Standards and Regulation


Equine Podiatry Training Ltd has been at the forefront of work to develop national standards and UK regulation for barefoot professionals for some years now. We were the key driver in the development of the National Occupational Standards in Equine Barefoot Care which was first published in 2010. This was then updated and merged with the farriery standards to form the National Occupational Standards in Equine Hoof Care in 2020. National Occupational Standards are developed with the help of government agencies who are responsible for holding and maintaining them. The Equine Barefoot Care NOS suite sets out the knowledge and skills needed to be a professional barefoot hoof-care practitioner. The EPT course syllabus has been designed to meet and exceed the EBC NOS suite and to deliver a very high level of training within the NOS subject areas, as you’d expect from an organisation that contributed so heavily to the development of the NOS.


The National Occupational Standards only provide a broad-brush indication of the skills and knowledge needed to become a professional equine podiatrist. In order to demonstrate that an individual has those skills and knowledge at an appropriate level, a qualification is needed. EPT worked closely with Lantra Awards to create the Lantra Awards Level 5 Diploma in Equine Podiatry which was launched in 2021. This is currently the only nationally recognised qualification in non-farriery hoof-care in the world and EPT is the only centre licensed to deliver it at present.

Qualifications are measured in terms of level and breadth. The level of a qualification indicates the degree of responsibility a role encompasses. A Level 5 qualification (equivalent to a Foundation Degree) demonstrates that a learner has achieved a high level of knowledge and work expertise and is capable of independently formulating solutions and responses to complex problems and situations. Only nationally recognised qualifications (registered with Ofqual) have associated levels. The breadth of a qualification indicates how many study hours are required to gain it and hence how comprehensive the qualification is. Vocational qualifications are typically divided into awards, certificates and diplomas with diplomas representing the most comprehensive qualifications. A typical student will need in excess of 500 hours of study to gain the Lantra Awards Level 5 Diploma in Equine Podiatry.


Unlike with farriery, there is no legal control over who can work as a professional equine hoof trimmer. The UK government have indicated that they have no plans to introduce statutory controls on this activity as there is no evidence of a problem that statutory regulation would solve. Instead, the government has encouraged the use of self-regulation to provide customers with a means to determine if the professionals they are using have suitable training and are working to appropriate standards.

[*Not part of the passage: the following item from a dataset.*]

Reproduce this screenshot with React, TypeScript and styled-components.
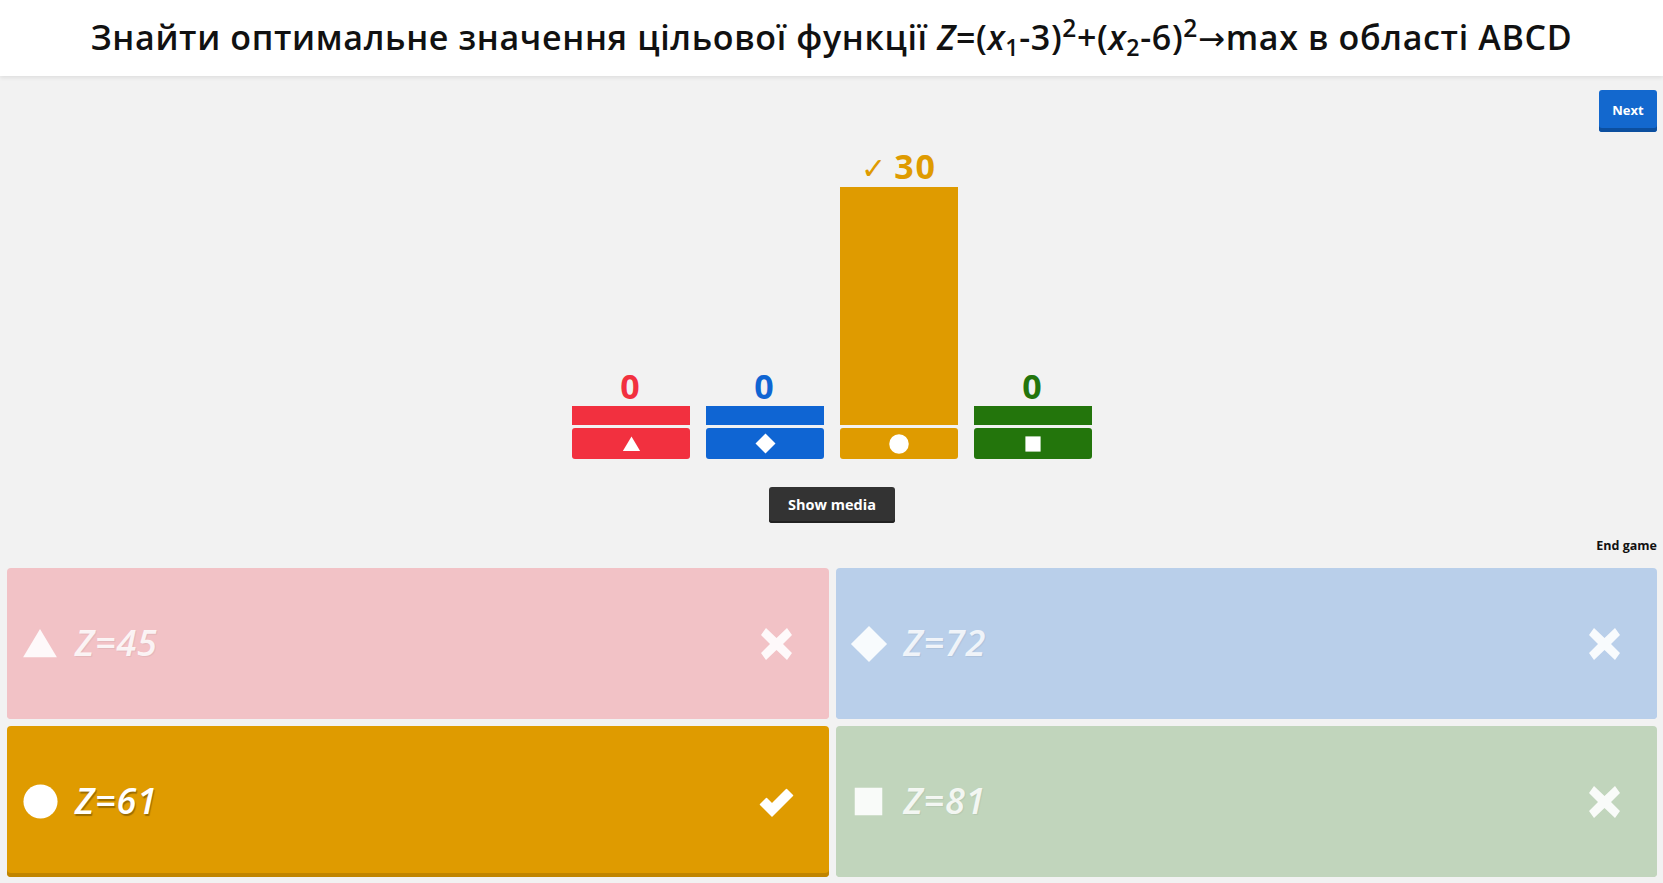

The Equine Podiatry Association was set up in 2006 to provide self-regulation of equine podiatrists in the UK. The EPA maintains a register of professionals who are suitably trained, continue to develop their professional skills and adhere to appropriate standards of behaviour and professionalism. Horse owners looking for a suitable professional to work with their horses are encouraged to check that they are using someone registered with the EPA. The EPA has grown into a respected part of the establishment and has a high degree of recognition amongst the horse-owning public. As such, EPA membership provides professionals with the credibility needed to build a client-base. In order to join the EPA, EPs must train with EPT and gain the Lantra Awards Level 5 Diploma in Equine Podiatry.

The current Veterinary Surgeons Act was created in 1966 but, as related professions have developed, has become somewhat outdated. There is a long-standing programme of work between government and the veterinary profession to re-evaluate the Act and this will likely lead in the future to closer ties between related professions such as equine podiatry and the veterinary profession. This could include broadening the remit of related professions to allow some delegation of veterinary powers to those professional groups that can demonstrate appropriate training and regulation. As the only non-farriery hoof-care organisation that can demonstrate both a nationally-recognised high-level qualification and high standards of self-regulation, the EPA is well placed to be ready for such developments.